301 Moved Permanently 302 Found
- 680
- Indicates that the crawler was not able to obtain IP addresses for hosts in the crawl space, perhaps because of network access problems. This type of error means that the crawler is not able to crawl entire sites, not just that it was unable to crawl some URLs. A large number of this type of status code greatly reduces throughput.
- 69x status codes
- Status codes 690 through 699 are never recorded in the crawler's persistent database. These codes represent outcomes that do not reflect the true outcome of a download from a remote host, but rather a temporary condition inside the crawler, such as one component that shuts down while another is waiting for a result or sending a result. These status codes appear in some logs, but not in the persistent record, and so should not be used as selection-set values.
- 7xx status codes
- The 7xx codes are mostly due to rules in the crawl space:
- 710 - 730
- Indicate that problems prevented the crawler from doing a complete download, or that the crawler encountered invalid HTML data at a site.

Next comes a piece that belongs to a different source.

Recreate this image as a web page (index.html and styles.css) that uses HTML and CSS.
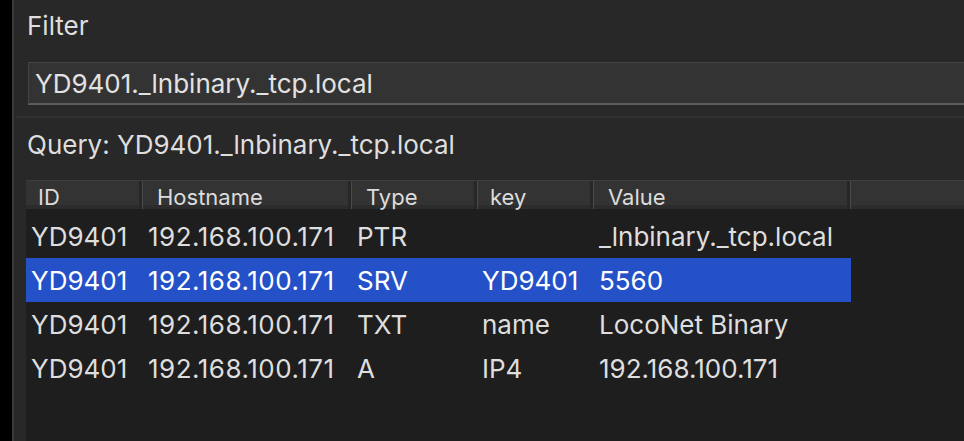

If you see a large number of these types of status codes, contact your support representative for assistance.
- 740 or 4044
- Indicate that the content of a file cannot be indexed because
the document is excluded by restrictions in the site's robots.txt file.
- 740
- Indicates that anchor links that point to the excluded document can be included in the index.
- 4044
- Indicates that the anchor links in documents that point to the excluded document are also excluded from the index.
- 741
- Indicates that a site has a robots.txt file that allows the crawl, but the download failed. If it is repeatedly unable to crawl the URL, the URL is removed from the crawl space. If you seen a large number of this type of status code, check to see whether the target site is temporarily or permanently unavailable. If the target site is no longer available, remove it from the crawl space.
- 3020
- Indicates that a document with status code 200 contains a location header that refers the user agent to another URL.